Luke’s apocalyptic telling of the culmination of God’s salvific plan, necessarily includes an ambiguity: He proclaims a “now/not yet”, message. The ambiguity of the message is necessary because the victory of God has already been achieved, but it is yet to be fully experienced by us.

In that earlier piece of apocalyptic literature from Chapter 17, Luke reports the words of Jesus: “‘The kingdom of God is not coming with things that can be observed; nor will they say, “Look, here it is!” or “There it is!” For, in fact, the kingdom of God is among you’” (17:20-21). It is essential that we ground our reflections on the “last things” – whether they pertain specifically to us as individuals or more generally to the whole of creation – in the victory of God attained in the death and resurrection of Jesus: “The kingdom of God is among you!”

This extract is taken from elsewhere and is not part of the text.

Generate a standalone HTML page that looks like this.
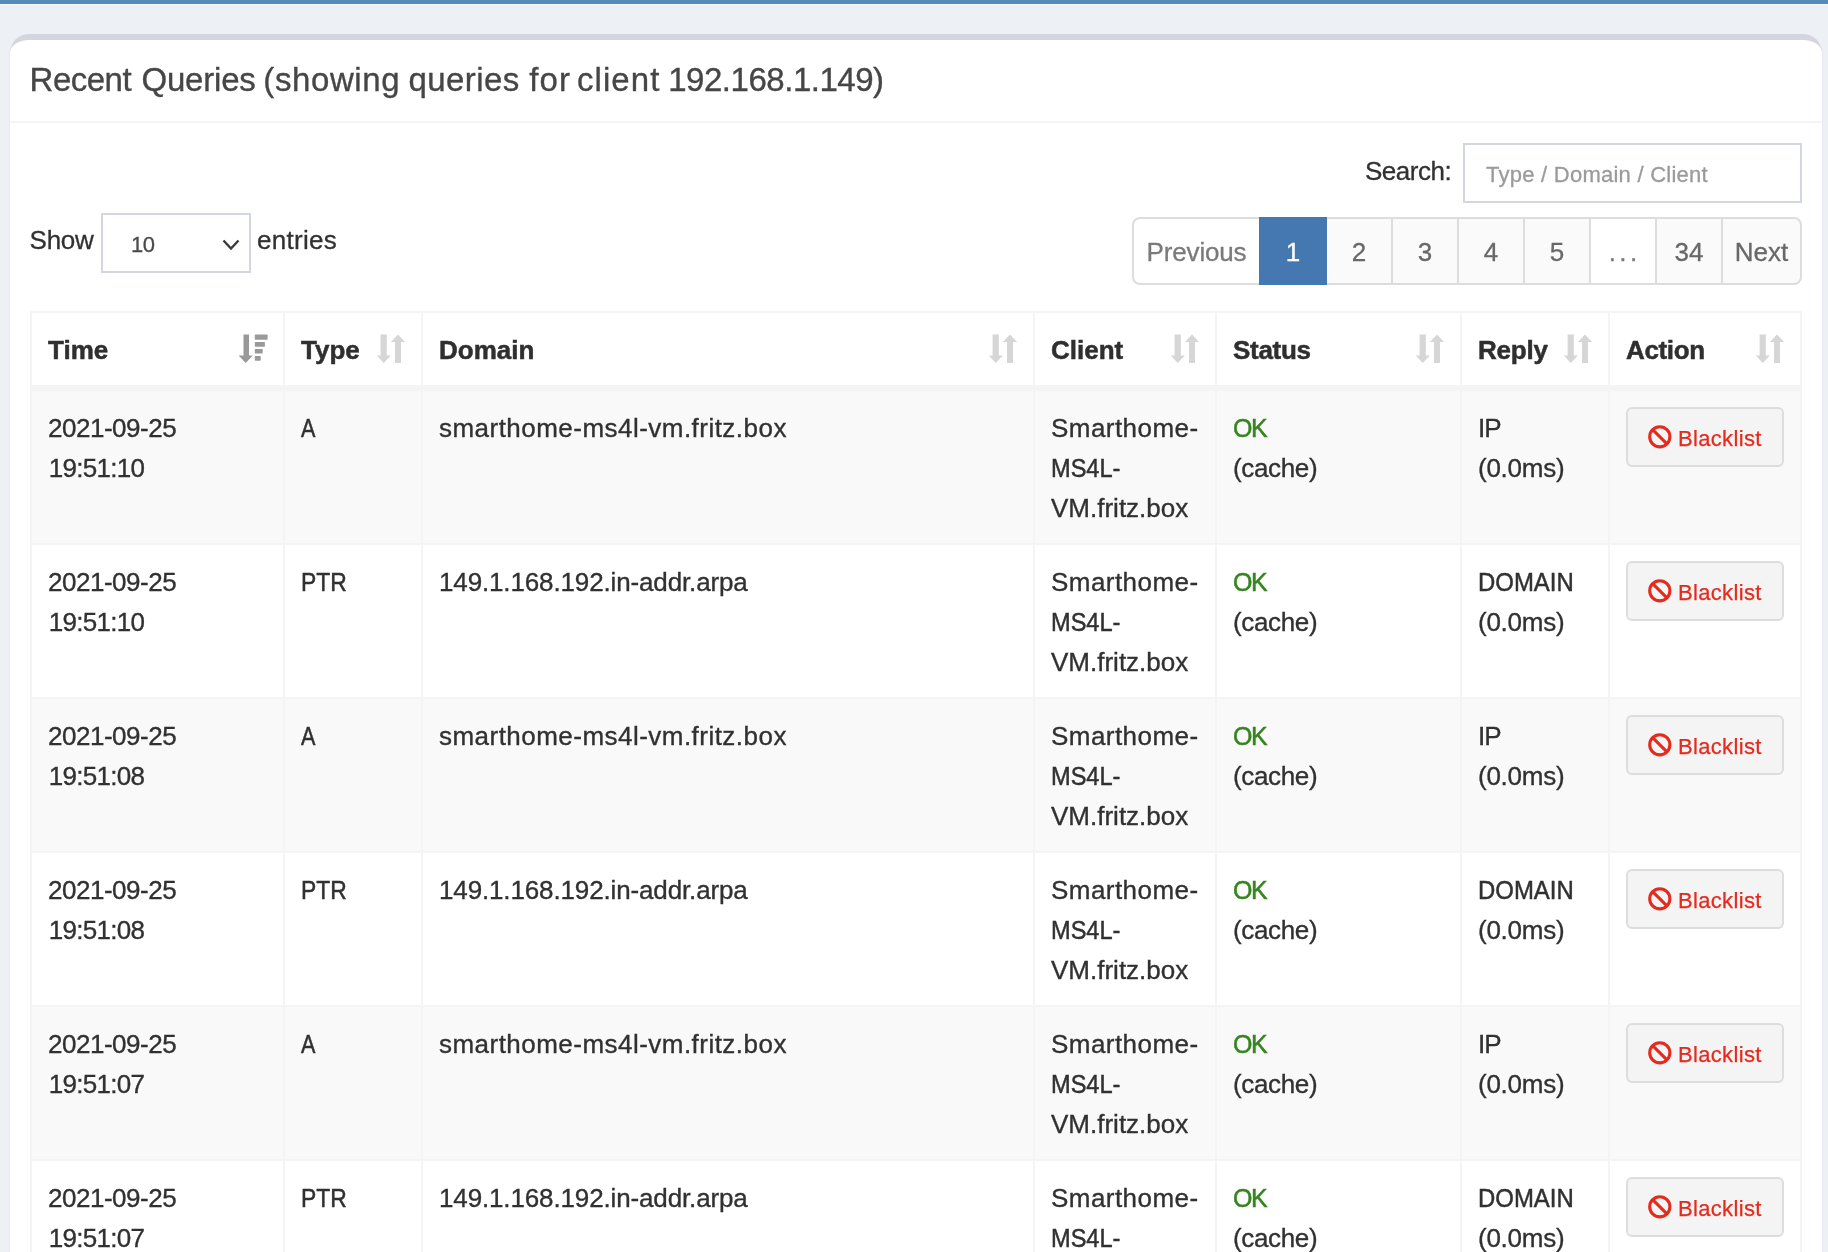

It is also essential that we do not ignore the world in which we live, a wounded world that is yet to hear and appropriate that victory. We, the disciples of Jesus, are called to be living witnesses in our world, of that victory. This is a remarkable privilege and a daunting responsibility.

Hans urs von Balthasar represents the Christian tradition well when he writes: “Christian existence and the Church as a whole are ‘eschatological’ …. Both, Christian existence and the Church, are not temporary but eternal and they are the sign in the midst of the passing ages that the definitive future of God has already begun here and now” (Hans Urs von Balthasar, Elucidations, trans John Riches, SPCK, 1975, 202).

Apocalyptic literature – such as we have in today’s Gospel – lends a raw realism to our thinking about ourselves, our world and the Church. It does this by vivid and startling imagery that can be off-putting for the modern reader. We must not get distracted from the end by the means. There is nothing like a clear sighted eschatology to ground us in the present.